Terrorism, said the leaders, "does not have any justification and should be condemned unreservedly."

Yet at the same time, they also said that a definition of terrorism must "distinguish it from the legitimate struggle of people under colonial or alien domination and foreign occupation."

The OIC wants its definition of terrorism to be internationally accepted, and it said a global conference should be called under the auspices of the United Nations to achieve that goal.

A comprehensive strategy to combat terrorism should also recognize "the main root causes," which the OIC says include "foreign occupation, state terrorism, political and economic injustice and denial of right of self-determination to people." All four factors are regularly cited by Islamic governments in reference to Israel.

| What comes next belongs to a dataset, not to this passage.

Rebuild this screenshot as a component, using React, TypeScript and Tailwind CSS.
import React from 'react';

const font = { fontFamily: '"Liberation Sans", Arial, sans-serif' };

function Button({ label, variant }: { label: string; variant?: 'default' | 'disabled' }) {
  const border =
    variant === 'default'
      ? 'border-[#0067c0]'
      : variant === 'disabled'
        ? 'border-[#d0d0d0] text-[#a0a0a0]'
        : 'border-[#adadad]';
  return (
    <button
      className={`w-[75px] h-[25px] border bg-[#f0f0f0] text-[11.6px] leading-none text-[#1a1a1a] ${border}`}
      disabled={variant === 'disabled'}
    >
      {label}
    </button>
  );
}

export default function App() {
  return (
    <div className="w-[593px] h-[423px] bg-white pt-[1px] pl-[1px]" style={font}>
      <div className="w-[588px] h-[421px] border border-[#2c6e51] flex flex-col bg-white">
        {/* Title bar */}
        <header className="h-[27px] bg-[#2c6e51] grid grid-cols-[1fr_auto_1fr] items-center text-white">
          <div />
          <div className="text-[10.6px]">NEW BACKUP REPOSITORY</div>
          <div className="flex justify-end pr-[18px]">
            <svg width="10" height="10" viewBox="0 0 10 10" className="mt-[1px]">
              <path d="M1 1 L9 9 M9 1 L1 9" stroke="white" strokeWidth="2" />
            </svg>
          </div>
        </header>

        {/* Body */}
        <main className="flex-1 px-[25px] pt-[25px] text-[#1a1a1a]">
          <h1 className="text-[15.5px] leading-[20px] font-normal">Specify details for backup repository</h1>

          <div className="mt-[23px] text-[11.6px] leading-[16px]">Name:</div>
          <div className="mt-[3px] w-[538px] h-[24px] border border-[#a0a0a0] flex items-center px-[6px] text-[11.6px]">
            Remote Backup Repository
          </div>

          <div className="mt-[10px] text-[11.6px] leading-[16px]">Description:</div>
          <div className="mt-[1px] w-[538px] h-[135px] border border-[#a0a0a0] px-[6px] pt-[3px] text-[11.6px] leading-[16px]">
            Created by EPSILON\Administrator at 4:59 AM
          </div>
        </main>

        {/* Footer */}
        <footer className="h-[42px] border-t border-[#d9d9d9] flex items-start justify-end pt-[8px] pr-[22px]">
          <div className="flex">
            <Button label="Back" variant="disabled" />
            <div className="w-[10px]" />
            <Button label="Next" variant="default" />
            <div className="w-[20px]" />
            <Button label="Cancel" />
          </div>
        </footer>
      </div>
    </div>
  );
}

The declaration was released at the end of an OIC summit in the west African nation of Senegal late last week.

Much of the gathering focused on "Islamophobia" and ways the Muslim world should combat a phenomenon which an OIC report said was a threat to world peace and security.

A key element of Islamophobia, in the view of the OIC, is the belief held by some non-Muslims that there is a link between terrorism whose perpetrators claim to be acting in the name of Islam, and Islam itself.

The conference in Dakar was the most recent in a series of initiatives organized by the OIC or individual Islamic governments since 9/11 that have attempted to distance the Islamic world from terrorism.

Every time, however, the summits, conferences or seminars have come up short of an unequivocal condemnation of all terrorism, because of the Israeli-Palestinian conflict.

Support for the Palestinian cause has been a defining component of the OIC since its inception, and the Palestinian issue is the only one mentioned by name in the preamble of the OIC Charter. (The bloc was formed in 1969 in reaction to an attempt by a deranged Australian to set fire to the Al-Aqsa mosque in Jerusalem.)

A final communique issued at the end of the Dakar summit included several dozen references to the Palestinian issue. The summit also passed resolutions accusing Israel of "war crimes" against Palestinians, voicing support for a Palestinian state, and declaring that there can be no peace without "the return of [Jerusalem] to Palestinian sovereignty." Other resolutions dealt with relations between Israel and surrounding Arab states.